Aim of the task:
Set down every entry again word for word, please, but skip the pictures.

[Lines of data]
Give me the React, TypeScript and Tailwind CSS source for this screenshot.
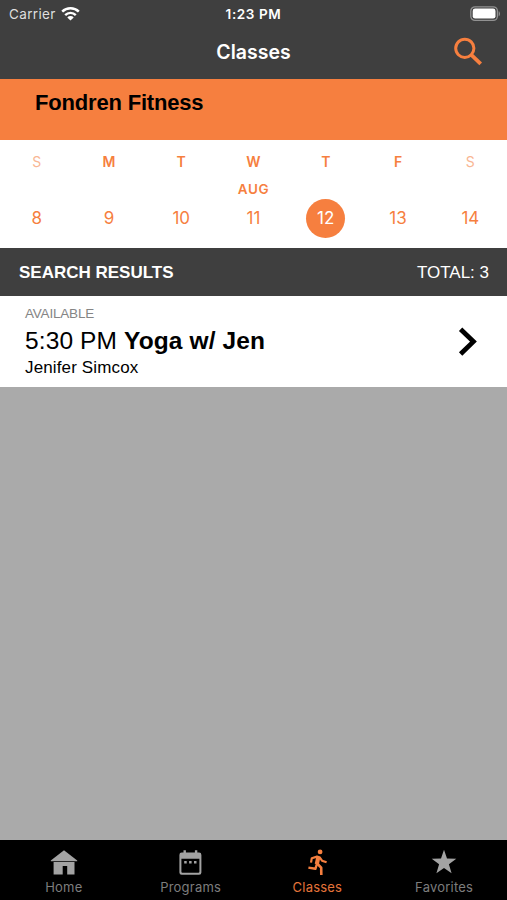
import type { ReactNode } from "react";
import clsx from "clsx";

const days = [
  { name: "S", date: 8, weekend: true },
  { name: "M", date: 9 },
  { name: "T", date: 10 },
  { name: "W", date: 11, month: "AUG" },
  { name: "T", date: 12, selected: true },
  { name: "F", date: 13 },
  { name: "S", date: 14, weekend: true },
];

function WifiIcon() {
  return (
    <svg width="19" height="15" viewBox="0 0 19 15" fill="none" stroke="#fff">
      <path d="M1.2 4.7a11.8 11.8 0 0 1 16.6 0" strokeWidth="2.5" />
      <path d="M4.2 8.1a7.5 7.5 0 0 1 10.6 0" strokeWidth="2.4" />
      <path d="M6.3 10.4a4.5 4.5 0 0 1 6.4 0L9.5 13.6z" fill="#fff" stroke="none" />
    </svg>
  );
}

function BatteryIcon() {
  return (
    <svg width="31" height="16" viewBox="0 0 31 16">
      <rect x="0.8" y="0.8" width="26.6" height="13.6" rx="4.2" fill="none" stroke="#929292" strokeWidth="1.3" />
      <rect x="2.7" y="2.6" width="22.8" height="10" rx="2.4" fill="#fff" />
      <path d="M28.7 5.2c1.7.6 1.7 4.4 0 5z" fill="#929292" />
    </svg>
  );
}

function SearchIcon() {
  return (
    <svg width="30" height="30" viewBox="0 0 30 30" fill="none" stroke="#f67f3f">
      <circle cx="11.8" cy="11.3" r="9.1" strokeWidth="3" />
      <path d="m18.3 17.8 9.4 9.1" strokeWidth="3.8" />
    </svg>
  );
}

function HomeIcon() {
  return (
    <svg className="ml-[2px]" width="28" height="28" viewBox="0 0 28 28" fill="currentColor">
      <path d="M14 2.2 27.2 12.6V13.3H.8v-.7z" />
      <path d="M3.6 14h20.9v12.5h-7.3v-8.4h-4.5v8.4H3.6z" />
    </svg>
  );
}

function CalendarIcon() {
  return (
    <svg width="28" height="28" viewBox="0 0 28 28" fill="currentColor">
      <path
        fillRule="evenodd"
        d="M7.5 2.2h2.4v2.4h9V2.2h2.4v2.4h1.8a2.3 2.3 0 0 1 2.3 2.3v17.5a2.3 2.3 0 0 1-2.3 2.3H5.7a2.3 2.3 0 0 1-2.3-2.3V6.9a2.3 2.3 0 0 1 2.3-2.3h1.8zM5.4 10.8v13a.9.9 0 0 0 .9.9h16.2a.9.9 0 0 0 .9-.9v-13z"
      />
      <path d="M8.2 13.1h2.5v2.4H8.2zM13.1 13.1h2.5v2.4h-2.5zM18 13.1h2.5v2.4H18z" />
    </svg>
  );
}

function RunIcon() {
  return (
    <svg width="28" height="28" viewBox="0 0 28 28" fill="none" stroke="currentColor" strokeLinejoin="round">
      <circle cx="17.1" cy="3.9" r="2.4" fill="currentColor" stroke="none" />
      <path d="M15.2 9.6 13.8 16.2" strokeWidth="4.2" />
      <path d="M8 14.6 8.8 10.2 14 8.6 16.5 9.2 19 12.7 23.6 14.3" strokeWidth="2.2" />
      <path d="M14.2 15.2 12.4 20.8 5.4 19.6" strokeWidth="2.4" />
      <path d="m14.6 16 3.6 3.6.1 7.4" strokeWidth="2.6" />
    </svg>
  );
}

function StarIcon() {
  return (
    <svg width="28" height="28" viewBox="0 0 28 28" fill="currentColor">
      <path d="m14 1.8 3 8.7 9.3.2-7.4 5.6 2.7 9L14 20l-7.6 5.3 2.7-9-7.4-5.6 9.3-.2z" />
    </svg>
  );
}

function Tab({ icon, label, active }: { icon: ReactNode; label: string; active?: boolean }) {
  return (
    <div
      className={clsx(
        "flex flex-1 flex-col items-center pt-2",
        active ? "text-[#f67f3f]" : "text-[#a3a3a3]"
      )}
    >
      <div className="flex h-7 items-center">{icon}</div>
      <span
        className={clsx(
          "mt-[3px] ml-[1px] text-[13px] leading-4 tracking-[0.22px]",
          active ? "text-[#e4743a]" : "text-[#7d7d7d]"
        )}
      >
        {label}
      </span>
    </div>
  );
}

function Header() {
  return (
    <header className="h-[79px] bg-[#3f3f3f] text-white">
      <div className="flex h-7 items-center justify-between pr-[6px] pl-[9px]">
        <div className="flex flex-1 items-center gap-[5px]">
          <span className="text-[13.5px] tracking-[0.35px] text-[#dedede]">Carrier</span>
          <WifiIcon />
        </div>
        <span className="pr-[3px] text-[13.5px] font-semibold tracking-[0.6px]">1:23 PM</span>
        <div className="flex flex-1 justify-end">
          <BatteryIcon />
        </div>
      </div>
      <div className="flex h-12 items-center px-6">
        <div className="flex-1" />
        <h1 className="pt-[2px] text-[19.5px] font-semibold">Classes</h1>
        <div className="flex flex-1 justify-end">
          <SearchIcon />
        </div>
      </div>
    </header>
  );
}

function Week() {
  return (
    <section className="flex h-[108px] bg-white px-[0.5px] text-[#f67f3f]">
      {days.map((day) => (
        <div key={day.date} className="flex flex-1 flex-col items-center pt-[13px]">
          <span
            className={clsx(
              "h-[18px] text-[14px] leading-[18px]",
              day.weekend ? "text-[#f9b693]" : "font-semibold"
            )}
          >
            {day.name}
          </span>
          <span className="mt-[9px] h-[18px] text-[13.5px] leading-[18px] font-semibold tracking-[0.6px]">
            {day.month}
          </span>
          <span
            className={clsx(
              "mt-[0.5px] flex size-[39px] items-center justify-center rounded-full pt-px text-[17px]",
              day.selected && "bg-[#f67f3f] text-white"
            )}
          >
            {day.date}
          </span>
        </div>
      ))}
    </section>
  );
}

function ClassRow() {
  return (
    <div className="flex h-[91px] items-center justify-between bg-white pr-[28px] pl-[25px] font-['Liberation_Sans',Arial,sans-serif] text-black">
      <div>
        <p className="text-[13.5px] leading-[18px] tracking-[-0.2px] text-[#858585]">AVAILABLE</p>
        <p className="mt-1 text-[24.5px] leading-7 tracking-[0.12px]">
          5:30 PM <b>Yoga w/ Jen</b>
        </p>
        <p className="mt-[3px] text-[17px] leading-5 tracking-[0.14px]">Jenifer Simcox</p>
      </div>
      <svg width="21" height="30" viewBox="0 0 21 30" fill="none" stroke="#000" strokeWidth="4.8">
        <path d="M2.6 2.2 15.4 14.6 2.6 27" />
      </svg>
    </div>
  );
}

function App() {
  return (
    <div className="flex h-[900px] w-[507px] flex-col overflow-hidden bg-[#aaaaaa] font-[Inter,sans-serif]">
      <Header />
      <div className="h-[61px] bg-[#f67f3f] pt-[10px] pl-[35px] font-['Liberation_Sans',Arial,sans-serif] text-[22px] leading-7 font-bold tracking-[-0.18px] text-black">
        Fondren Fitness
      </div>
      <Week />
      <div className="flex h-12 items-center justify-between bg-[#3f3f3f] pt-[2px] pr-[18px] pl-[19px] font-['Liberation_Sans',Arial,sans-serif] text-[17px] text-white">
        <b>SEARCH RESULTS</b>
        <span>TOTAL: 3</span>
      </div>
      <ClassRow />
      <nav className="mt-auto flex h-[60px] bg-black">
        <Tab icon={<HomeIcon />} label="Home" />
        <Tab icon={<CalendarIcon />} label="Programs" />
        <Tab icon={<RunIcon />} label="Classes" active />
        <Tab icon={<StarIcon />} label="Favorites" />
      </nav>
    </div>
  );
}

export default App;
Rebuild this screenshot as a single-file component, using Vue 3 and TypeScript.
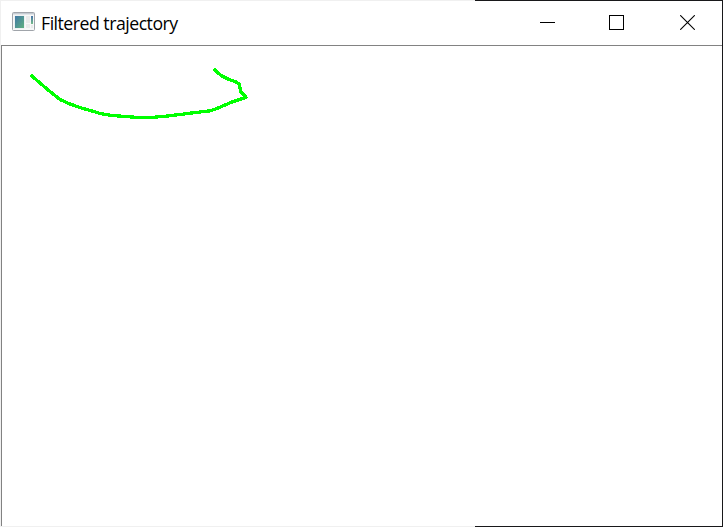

Task output:
Give me the React, TypeScript and Tailwind CSS source for this screenshot.
import type { ReactNode } from "react";
import clsx from "clsx";

const days = [
  { name: "S", date: 8, weekend: true },
  { name: "M", date: 9 },
  { name: "T", date: 10 },
  { name: "W", date: 11, month: "AUG" },
  { name: "T", date: 12, selected: true },
  { name: "F", date: 13 },
  { name: "S", date: 14, weekend: true },
];

function WifiIcon() {
  return (
    <svg width="19" height="15" viewBox="0 0 19 15" fill="none" stroke="#fff">
      <path d="M1.2 4.7a11.8 11.8 0 0 1 16.6 0" strokeWidth="2.5" />
      <path d="M4.2 8.1a7.5 7.5 0 0 1 10.6 0" strokeWidth="2.4" />
      <path d="M6.3 10.4a4.5 4.5 0 0 1 6.4 0L9.5 13.6z" fill="#fff" stroke="none" />
    </svg>
  );
}

function BatteryIcon() {
  return (
    <svg width="31" height="16" viewBox="0 0 31 16">
      <rect x="0.8" y="0.8" width="26.6" height="13.6" rx="4.2" fill="none" stroke="#929292" strokeWidth="1.3" />
      <rect x="2.7" y="2.6" width="22.8" height="10" rx="2.4" fill="#fff" />
      <path d="M28.7 5.2c1.7.6 1.7 4.4 0 5z" fill="#929292" />
    </svg>
  );
}

function SearchIcon() {
  return (
    <svg width="30" height="30" viewBox="0 0 30 30" fill="none" stroke="#f67f3f">
      <circle cx="11.8" cy="11.3" r="9.1" strokeWidth="3" />
      <path d="m18.3 17.8 9.4 9.1" strokeWidth="3.8" />
    </svg>
  );
}

function HomeIcon() {
  return (
    <svg className="ml-[2px]" width="28" height="28" viewBox="0 0 28 28" fill="currentColor">
      <path d="M14 2.2 27.2 12.6V13.3H.8v-.7z" />
      <path d="M3.6 14h20.9v12.5h-7.3v-8.4h-4.5v8.4H3.6z" />
    </svg>
  );
}

function CalendarIcon() {
  return (
    <svg width="28" height="28" viewBox="0 0 28 28" fill="currentColor">
      <path
        fillRule="evenodd"
        d="M7.5 2.2h2.4v2.4h9V2.2h2.4v2.4h1.8a2.3 2.3 0 0 1 2.3 2.3v17.5a2.3 2.3 0 0 1-2.3 2.3H5.7a2.3 2.3 0 0 1-2.3-2.3V6.9a2.3 2.3 0 0 1 2.3-2.3h1.8zM5.4 10.8v13a.9.9 0 0 0 .9.9h16.2a.9.9 0 0 0 .9-.9v-13z"
      />
      <path d="M8.2 13.1h2.5v2.4H8.2zM13.1 13.1h2.5v2.4h-2.5zM18 13.1h2.5v2.4H18z" />
    </svg>
  );
}

function RunIcon() {
  return (
    <svg width="28" height="28" viewBox="0 0 28 28" fill="none" stroke="currentColor" strokeLinejoin="round">
      <circle cx="17.1" cy="3.9" r="2.4" fill="currentColor" stroke="none" />
      <path d="M15.2 9.6 13.8 16.2" strokeWidth="4.2" />
      <path d="M8 14.6 8.8 10.2 14 8.6 16.5 9.2 19 12.7 23.6 14.3" strokeWidth="2.2" />
      <path d="M14.2 15.2 12.4 20.8 5.4 19.6" strokeWidth="2.4" />
      <path d="m14.6 16 3.6 3.6.1 7.4" strokeWidth="2.6" />
    </svg>
  );
}

function StarIcon() {
  return (
    <svg width="28" height="28" viewBox="0 0 28 28" fill="currentColor">
      <path d="m14 1.8 3 8.7 9.3.2-7.4 5.6 2.7 9L14 20l-7.6 5.3 2.7-9-7.4-5.6 9.3-.2z" />
    </svg>
  );
}

function Tab({ icon, label, active }: { icon: ReactNode; label: string; active?: boolean }) {
  return (
    <div
      className={clsx(
        "flex flex-1 flex-col items-center pt-2",
        active ? "text-[#f67f3f]" : "text-[#a3a3a3]"
      )}
    >
      <div className="flex h-7 items-center">{icon}</div>
      <span
        className={clsx(
          "mt-[3px] ml-[1px] text-[13px] leading-4 tracking-[0.22px]",
          active ? "text-[#e4743a]" : "text-[#7d7d7d]"
        )}
      >
        {label}
      </span>
    </div>
  );
}

function Header() {
  return (
    <header className="h-[79px] bg-[#3f3f3f] text-white">
      <div className="flex h-7 items-center justify-between pr-[6px] pl-[9px]">
        <div className="flex flex-1 items-center gap-[5px]">
          <span className="text-[13.5px] tracking-[0.35px] text-[#dedede]">Carrier</span>
          <WifiIcon />
        </div>
        <span className="pr-[3px] text-[13.5px] font-semibold tracking-[0.6px]">1:23 PM</span>
        <div className="flex flex-1 justify-end">
          <BatteryIcon />
        </div>
      </div>
      <div className="flex h-12 items-center px-6">
        <div className="flex-1" />
        <h1 className="pt-[2px] text-[19.5px] font-semibold">Classes</h1>
        <div className="flex flex-1 justify-end">
          <SearchIcon />
        </div>
      </div>
    </header>
  );
}

function Week() {
  return (
    <section className="flex h-[108px] bg-white px-[0.5px] text-[#f67f3f]">
      {days.map((day) => (
        <div key={day.date} className="flex flex-1 flex-col items-center pt-[13px]">
          <span
            className={clsx(
              "h-[18px] text-[14px] leading-[18px]",
              day.weekend ? "text-[#f9b693]" : "font-semibold"
            )}
          >
            {day.name}
          </span>
          <span className="mt-[9px] h-[18px] text-[13.5px] leading-[18px] font-semibold tracking-[0.6px]">
            {day.month}
          </span>
          <span
            className={clsx(
              "mt-[0.5px] flex size-[39px] items-center justify-center rounded-full pt-px text-[17px]",
              day.selected && "bg-[#f67f3f] text-white"
            )}
          >
            {day.date}
          </span>
        </div>
      ))}
    </section>
  );
}

function ClassRow() {
  return (
    <div className="flex h-[91px] items-center justify-between bg-white pr-[28px] pl-[25px] font-['Liberation_Sans',Arial,sans-serif] text-black">
      <div>
        <p className="text-[13.5px] leading-[18px] tracking-[-0.2px] text-[#858585]">AVAILABLE</p>
        <p className="mt-1 text-[24.5px] leading-7 tracking-[0.12px]">
          5:30 PM <b>Yoga w/ Jen</b>
        </p>
        <p className="mt-[3px] text-[17px] leading-5 tracking-[0.14px]">Jenifer Simcox</p>
      </div>
      <svg width="21" height="30" viewBox="0 0 21 30" fill="none" stroke="#000" strokeWidth="4.8">
        <path d="M2.6 2.2 15.4 14.6 2.6 27" />
      </svg>
    </div>
  );
}

function App() {
  return (
    <div className="flex h-[900px] w-[507px] flex-col overflow-hidden bg-[#aaaaaa] font-[Inter,sans-serif]">
      <Header />
      <div className="h-[61px] bg-[#f67f3f] pt-[10px] pl-[35px] font-['Liberation_Sans',Arial,sans-serif] text-[22px] leading-7 font-bold tracking-[-0.18px] text-black">
        Fondren Fitness
      </div>
      <Week />
      <div className="flex h-12 items-center justify-between bg-[#3f3f3f] pt-[2px] pr-[18px] pl-[19px] font-['Liberation_Sans',Arial,sans-serif] text-[17px] text-white">
        <b>SEARCH RESULTS</b>
        <span>TOTAL: 3</span>
      </div>
      <ClassRow />
      <nav className="mt-auto flex h-[60px] bg-black">
        <Tab icon={<HomeIcon />} label="Home" />
        <Tab icon={<CalendarIcon />} label="Programs" />
        <Tab icon={<RunIcon />} label="Classes" active />
        <Tab icon={<StarIcon />} label="Favorites" />
      </nav>
    </div>
  );
}

export default App;
Rebuild this screenshot as a single-file component, using Vue 3 and TypeScript.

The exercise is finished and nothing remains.